In the suburb, Tinqueux, a brief walk from Reims through what were fields not so long ago, and totally laid waste by bombs during the First World War, lies “L’Assiette Champenois“. It’s a delightful place for seclusion from the surrounding grey suburbs, not to mention a chance for browsing their magnificent Champagne list plus 60 pages of other wines.

Challenged to provide Champagne matches (€77 – $102 AUD) with their Menu Saveur (€158 – $210 AUD), L’Assiette’s head sommelier, Frêdéric Bouché, showed a real knowledge of their terroir and its culinary dimensions.

Red leather seating warms the cosy bar area of the restaurant, quite a contrast to the light airy spacious white of the dining room. Both have a good feeling, the right feng shui. In the dining room, the central ceiling is elevated above the rest with a chandelier; the greenery of the outside acts as backdrop to the deck, and designer large not–too–lazy black chairs with giant red art nouveau pot plant admit their very careful selection. Tables along the parallel walls are separated by see–through white shoulder high shelving, with books, chosen probably for white, grey, and one or two black covers, plus tall Scandinavian style decanters, fresh greenery and fat creamy pink–edged single roses. One can feel quite magisterial, seated as I am, in the middle of a wall, facing outwards.

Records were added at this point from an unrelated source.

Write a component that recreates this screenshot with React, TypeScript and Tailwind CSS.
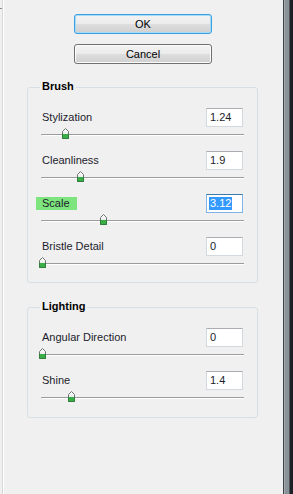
import React from "react";

type Row = { label: string; value: string; thumb: number; active?: boolean };

const brush: Row[] = [
  { label: "Stylization", value: "1.24", thumb: 62 },
  { label: "Cleanliness", value: "1.9", thumb: 77 },
  { label: "Scale", value: "3.12", thumb: 100, active: true },
  { label: "Bristle Detail", value: "0", thumb: 39 },
];

const lighting: Row[] = [
  { label: "Angular Direction", value: "0", thumb: 39 },
  { label: "Shine", value: "1.4", thumb: 68 },
];

function Thumb({ left }: { left: number }) {
  return (
    <svg
      width="7"
      height="11"
      viewBox="0 0 7 11"
      className="absolute top-0"
      style={{ left }}
    >
      <defs>
        <linearGradient id="thumbg" x1="0" y1="0" x2="0" y2="1">
          <stop offset="0" stopColor="#ffffff" />
          <stop offset="1" stopColor="#dcdcdc" />
        </linearGradient>
      </defs>
      <path d="M3.5 0.5 L6.5 3.5 V10.5 H0.5 V3.5 Z" fill="url(#thumbg)" stroke="#6c7670" />
      <rect x="1" y="6" width="5" height="4" fill="#3aad47" />
      <path d="M0.5 6 V10.5 H6.5 V6" fill="none" stroke="#2f7f3a" />
    </svg>
  );
}

function SliderRow({ row }: { row: Row }) {
  return (
    <div>
      <div className="flex items-center justify-between h-[19px]">
        {row.active ? (
          <span className="-ml-[6px] pl-[6px] w-[41px] h-[13px] leading-[13px] bg-[#7ee57e]">
            {row.label}
          </span>
        ) : (
          <span className="leading-[13px]">{row.label}</span>
        )}
        {row.active ? (
          <div className="w-[37px] h-[19px] border border-[#7eb4ea] border-t-[#3d7bad] bg-white flex items-center pl-[2px]">
            <span className="bg-[#3399ff] text-white leading-[13px] px-px">{row.value}</span>
          </div>
        ) : (
          <div className="w-[37px] h-[19px] border border-[#d3d8de] border-t-[#abadb3] bg-white flex items-center pl-[3px]">
            <span className="leading-[13px]">{row.value}</span>
          </div>
        )}
      </div>
      <div className="relative mt-px h-[12px] -ml-px -mr-px pt-[6px]">
        <div className="h-[2px] border-t border-[#9c9c9c] border-b border-b-white rounded-l-[2px] border-l border-l-[#b0b0b0]" />
        <Thumb left={row.thumb - 41} />
      </div>
    </div>
  );
}

function Group({ title, rows, pb }: { title: string; rows: Row[]; pb: string }) {
  return (
    <div className={`relative ml-[23px] w-[231px] border border-[#d5dfe5] rounded-[3px] pt-[20px] px-[14px] ${pb}`}>
      <span className="absolute -top-[8px] left-[12px] px-[2px] bg-[#f0f0f0] font-bold leading-[13px] text-black">
        {title}
      </span>
      <div className="flex flex-col gap-[11px]">
        {rows.map((r) => (
          <SliderRow key={r.label} row={r} />
        ))}
      </div>
    </div>
  );
}

export default function App() {
  return (
    <div
      className="flex w-[293px] h-[494px] bg-[#f0f0f0] text-[11px] text-[#1c1c2c] overflow-hidden"
      style={{ fontFamily: '"Liberation Sans", Arial, sans-serif' }}
    >
      {/* left edge */}
      <div className="flex w-[4px] h-full shrink-0">
        <div className="w-[2px] flex flex-col">
          <div className="mt-[8px] h-px bg-[#8a8a8a]" />
        </div>
        <div className="w-px bg-[#d8d8d8]" />
        <div className="w-px bg-white" />
      </div>

      {/* main */}
      <div className="flex-1 flex flex-col pt-[14px]">
        <div className="ml-[70px] w-[138px] flex flex-col gap-[10px]">
          <button className="h-[20px] rounded-[3px] border border-[#3c9fe0] shadow-[inset_0_0_0_1px_#a6dbf7] bg-[linear-gradient(to_bottom,#f3f3f3_0%,#ebebeb_50%,#dedede_50%,#d0d0d0_100%)] text-[11px] text-black leading-[13px]">
            OK
          </button>
          <button className="h-[20px] rounded-[3px] border border-[#707070] shadow-[inset_0_0_0_1px_#fcfcfc] bg-[linear-gradient(to_bottom,#f3f3f3_0%,#ebebeb_50%,#dedede_50%,#d0d0d0_100%)] text-[11px] text-black leading-[13px]">
            Cancel
          </button>
        </div>
        <div className="mt-[23px]">
          <Group title="Brush" rows={brush} pb="pb-[13px]" />
        </div>
        <div className="mt-[24px]">
          <Group title="Lighting" rows={lighting} pb="pb-[14px]" />
        </div>
      </div>

      {/* right frame */}
      <div className="flex w-[10px] h-full shrink-0">
        <div className="w-px bg-[#3c4248]" />
        <div className="w-px bg-[#a3aab0]" />
        <div className="w-[4px] bg-[#8a9299]" />
        <div className="w-px bg-[#50575d]" />
        <div className="w-[3px] bg-[#1d2125]" />
      </div>
    </div>
  );
}
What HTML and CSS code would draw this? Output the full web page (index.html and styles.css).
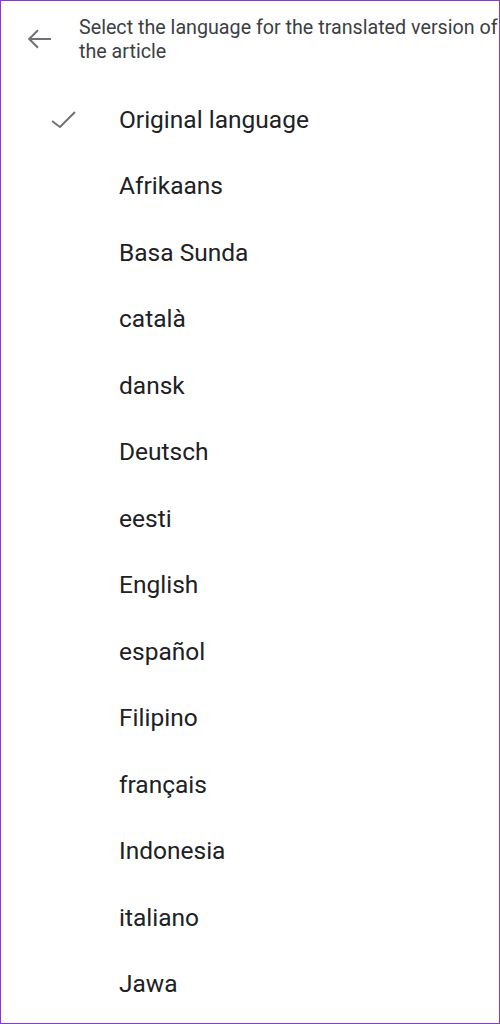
FILE: index.html
```html
<!DOCTYPE html>
<html>
<head>
<meta charset="utf-8">
<link rel="stylesheet" href="styles.css">
</head>
<body>
<div class="frame">
  <header class="header">
    <div class="back">
      <svg width="24" height="20" viewBox="0 0 24 20"><path d="M1.2 10H23M10 1.2L1.2 10L10 18.8" fill="none" stroke="#6f7175" stroke-width="2"/></svg>
    </div>
    <div class="title">Select the language for the translated version of the article</div>
  </header>
  <ul class="list">
    <li class="item"><span class="check"><svg width="26" height="18" viewBox="0 0 26 18"><path d="M2 10L10 16L25 1" fill="none" stroke="#6f7175" stroke-width="2"/></svg></span><span class="label">Original language</span></li>
    <li class="item"><span class="check"></span><span class="label">Afrikaans</span></li>
    <li class="item"><span class="check"></span><span class="label">Basa Sunda</span></li>
    <li class="item"><span class="check"></span><span class="label">català</span></li>
    <li class="item"><span class="check"></span><span class="label">dansk</span></li>
    <li class="item"><span class="check"></span><span class="label">Deutsch</span></li>
    <li class="item"><span class="check"></span><span class="label">eesti</span></li>
    <li class="item"><span class="check"></span><span class="label">English</span></li>
    <li class="item"><span class="check"></span><span class="label">español</span></li>
    <li class="item"><span class="check"></span><span class="label">Filipino</span></li>
    <li class="item"><span class="check"></span><span class="label">français</span></li>
    <li class="item"><span class="check"></span><span class="label">Indonesia</span></li>
    <li class="item"><span class="check"></span><span class="label">italiano</span></li>
    <li class="item"><span class="check"></span><span class="label">Jawa</span></li>
  </ul>
</div>
</body>
</html>
```

FILE: styles.css
```css
html, body {
  margin: 0;
  padding: 0;
  background: #ffffff;
}
.frame {
  width: 500px;
  height: 1024px;
  box-sizing: border-box;
  border: 1px solid #9430de;
  border-right-color: #8a3cc8;
  border-bottom-color: #8a3cc8;
  overflow: hidden;
  font-family: Roboto, "Noto Sans", sans-serif;
  background: #fff;
}
.header {
  display: flex;
  align-items: flex-start;
  height: 85px;
  box-sizing: border-box;
  padding-top: 15px;
}
.back {
  flex: none;
  width: 78px;
  box-sizing: border-box;
  padding-left: 27px;
  padding-top: 13px;
}
.back svg {
  display: block;
}
.title {
  flex: none;
  width: 436px;
  font-size: 19.7px;
  line-height: 24px;
  color: #3c4043;
}
.list {
  list-style: none;
  margin: 0;
  padding: 0;
}
.item {
  height: 66.5px;
  display: flex;
  align-items: center;
}
.check {
  flex: none;
  width: 118px;
  box-sizing: border-box;
  padding-left: 49px;
}
.check svg {
  display: block;
  margin-top: 1px;
}
.label {
  font-size: 24.5px;
  color: #202124;
}
```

Space, intimacy – a good achievement in what is basically a large square room. White napery, comfortable white leather and chrome chairs cunningly designed so that the chrome arms can also carry a handbag; deep, light grey carpet ensures all sound is delightfully muted, especially from the un–soothing Anglo–U.S. muck that is served up to most of our hearing senses in restaurants in France these days…pet hate.

the elegant restaurant
image from the L’Assiette Champenoise web site
please visit Restaurant L’Assiette Champenoisefor a tremendous over view

Silver and white Bernardaud china, white linen embroidered A.L., Arnaud Lallement’s initials. Lallement has the carefully crafted cool look, you know, well worn jeans, a rough stubble that is probably carefully groomed, and pure perfectly ironed whites. And…as some chefs enjoy an audience, Arnaud Lallement checks on us all from time to time.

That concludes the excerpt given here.